For this triumph, in his first full-length opera, Benjamin augments the conventional opera orchestra with a glass harmonica to produce shimmering waves of sound, viola da gamba and cow bells for a Provencal and medieval touch, and what may be sleigh bells, though this is no one's idea of a Christmas story.

Bits stick in the head, and for a new opera that's rare.

"Benjamin's greatest success is to use the orchestra both to mine all the sweaty detail from the narrative and to capture its wider, stranger dramatic resonance," Fisher said in a rave review.

OPERA RECLAIMS CINEMA'S GRIP ON FANTASY

Often in Western myth and legend, awakening female sexuality is like taunting dragons and almost inevitably leads to bad ends, particularly for women. Canadian soprano Barbara Hannigan inhabits the role of wide-awake Agnes with demonic intensity.

Illiterate, unschooled and wary at first of the illuminator, called the Boy and sung with eloquence by American counter-tenor Bejun Mehta, Agnes quickly is moved to taunt him about his work, saying that a picture of a woman he has drawn is not real.

She proceeds to demonstrate what a real woman is by seducing him on the dining room table.

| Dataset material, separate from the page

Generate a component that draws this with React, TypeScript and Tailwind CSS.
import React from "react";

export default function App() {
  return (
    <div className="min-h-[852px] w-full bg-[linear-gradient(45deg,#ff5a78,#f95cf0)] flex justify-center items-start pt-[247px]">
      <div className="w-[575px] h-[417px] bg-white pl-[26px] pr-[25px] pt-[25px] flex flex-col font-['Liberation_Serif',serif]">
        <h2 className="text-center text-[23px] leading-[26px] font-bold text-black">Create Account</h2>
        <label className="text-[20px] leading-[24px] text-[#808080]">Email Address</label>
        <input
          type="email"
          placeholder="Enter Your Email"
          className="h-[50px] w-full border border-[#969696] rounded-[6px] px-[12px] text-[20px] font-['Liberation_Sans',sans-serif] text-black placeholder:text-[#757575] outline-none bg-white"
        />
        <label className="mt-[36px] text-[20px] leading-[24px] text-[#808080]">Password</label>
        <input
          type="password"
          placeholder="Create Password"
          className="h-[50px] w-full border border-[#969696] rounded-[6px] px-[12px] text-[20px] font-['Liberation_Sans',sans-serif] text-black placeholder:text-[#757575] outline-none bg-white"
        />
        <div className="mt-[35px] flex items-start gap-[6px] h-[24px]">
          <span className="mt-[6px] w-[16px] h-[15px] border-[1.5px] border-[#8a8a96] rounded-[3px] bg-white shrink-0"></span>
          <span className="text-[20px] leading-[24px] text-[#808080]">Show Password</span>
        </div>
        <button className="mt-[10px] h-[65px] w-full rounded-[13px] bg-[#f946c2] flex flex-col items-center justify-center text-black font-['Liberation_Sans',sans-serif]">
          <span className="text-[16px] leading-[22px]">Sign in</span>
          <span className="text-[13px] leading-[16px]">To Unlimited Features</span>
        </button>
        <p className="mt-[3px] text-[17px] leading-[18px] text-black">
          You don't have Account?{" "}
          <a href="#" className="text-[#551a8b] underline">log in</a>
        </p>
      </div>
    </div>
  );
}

Her husband, sung powerfully by baritone Christopher Purves, meanwhile spends sleepless nights alone in his bed, wondering where his wife is.

The added twist that blinds the Protector to what is happening right under his nose is that he, too, has fallen in love with the Boy and in one of the later scenes he favors the younger man with a big, sloppy kiss.

Eventually the hanky panky in the shadows around the farmhouse, and in color in the illuminated book, has to come out in black and white: Agnes forces the Boy to write down exactly what they mean to each other.

As the Protector reads the page out loud, the Boy scoots out of the door with his bag of gold, but he can never get away far or fast enough from a man whose demesne stretches for furlongs and whose yeomen are described as spearing babies in the fields.

The Protector serves up a tasty treat for his unfaithful wife of the cooked heart of her lover.

When he tells her what it is, she says she savors it all the more and starts to stuff it in her mouth, seeing her husband's evil hand and trumping it.

The final scene, in which Agnes contrives to escape her husband killing her by joining her lover in a death leap of her own free will, is played out in remarkably choreographed and cinematic slow motion under director Katie Mitchell's deft hand.

Since he was a boy and saw Disney's tribute movie to classical music "Fantasia", Benjamin has been inspired by and at the same time challenged by cinema, which he says has usurped opera's role as the purveyor of myth and fantasy.

In "Written on Skin", Benjamin and Crimp have transplanted the mythic heart of cinema back into opera - and made a fantastic, savory dish of it.